GOAL OF THE EXERCISE>
Using the material below, work out how many lines contain the word "component". Reply with the number and nothing more.

RECORDS TO USE>
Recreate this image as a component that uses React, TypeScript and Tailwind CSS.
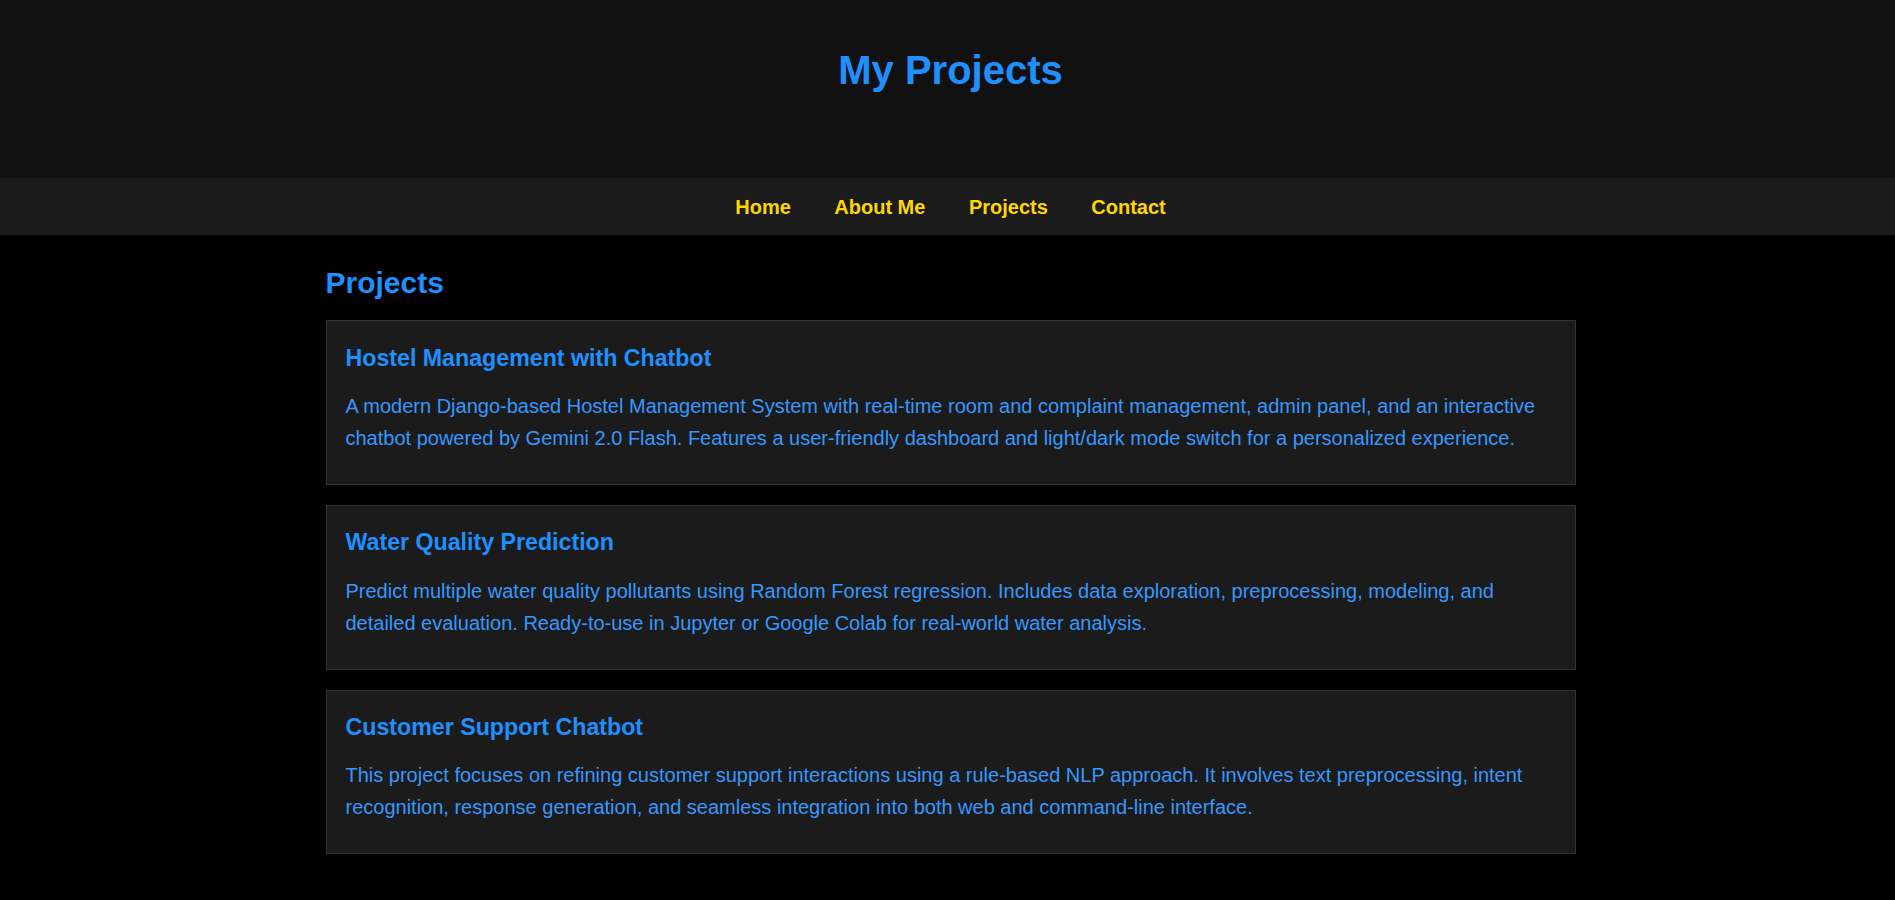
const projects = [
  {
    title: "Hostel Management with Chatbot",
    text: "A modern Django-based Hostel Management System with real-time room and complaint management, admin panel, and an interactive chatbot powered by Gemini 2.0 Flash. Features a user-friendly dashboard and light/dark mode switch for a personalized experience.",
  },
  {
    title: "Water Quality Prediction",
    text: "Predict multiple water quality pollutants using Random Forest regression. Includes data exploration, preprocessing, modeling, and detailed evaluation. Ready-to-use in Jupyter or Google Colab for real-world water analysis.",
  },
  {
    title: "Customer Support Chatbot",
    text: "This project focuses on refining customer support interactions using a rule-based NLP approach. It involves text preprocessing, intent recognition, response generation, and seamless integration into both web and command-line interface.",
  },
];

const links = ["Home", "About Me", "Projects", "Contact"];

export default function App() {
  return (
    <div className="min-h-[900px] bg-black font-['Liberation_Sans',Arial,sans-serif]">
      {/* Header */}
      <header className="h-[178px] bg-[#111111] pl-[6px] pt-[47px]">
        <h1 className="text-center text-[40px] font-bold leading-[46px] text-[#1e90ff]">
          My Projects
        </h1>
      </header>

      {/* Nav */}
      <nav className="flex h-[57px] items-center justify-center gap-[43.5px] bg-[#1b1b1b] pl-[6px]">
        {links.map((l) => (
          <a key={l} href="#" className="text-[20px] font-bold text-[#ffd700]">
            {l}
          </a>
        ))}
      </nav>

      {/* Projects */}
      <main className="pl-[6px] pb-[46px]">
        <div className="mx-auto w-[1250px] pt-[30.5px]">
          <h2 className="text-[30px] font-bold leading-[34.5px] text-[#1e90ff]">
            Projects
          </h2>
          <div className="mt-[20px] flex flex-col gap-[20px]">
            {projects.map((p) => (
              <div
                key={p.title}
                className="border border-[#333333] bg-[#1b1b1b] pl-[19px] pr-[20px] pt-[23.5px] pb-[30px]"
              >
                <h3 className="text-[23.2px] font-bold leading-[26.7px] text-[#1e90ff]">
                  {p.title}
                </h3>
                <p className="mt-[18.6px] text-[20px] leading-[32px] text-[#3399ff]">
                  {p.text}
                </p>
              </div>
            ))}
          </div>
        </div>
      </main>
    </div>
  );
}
---
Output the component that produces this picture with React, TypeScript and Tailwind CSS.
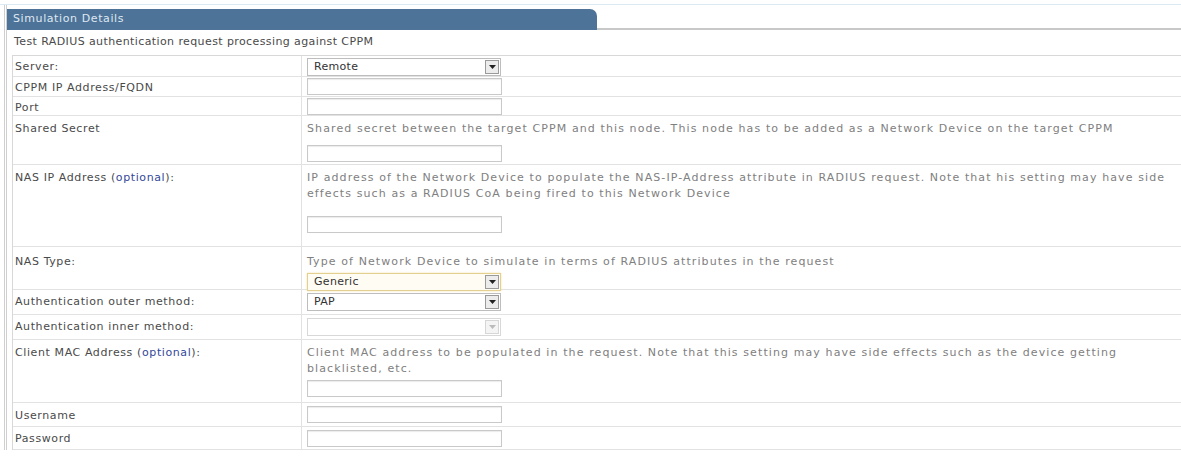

COMPLETE RESPONSE>
2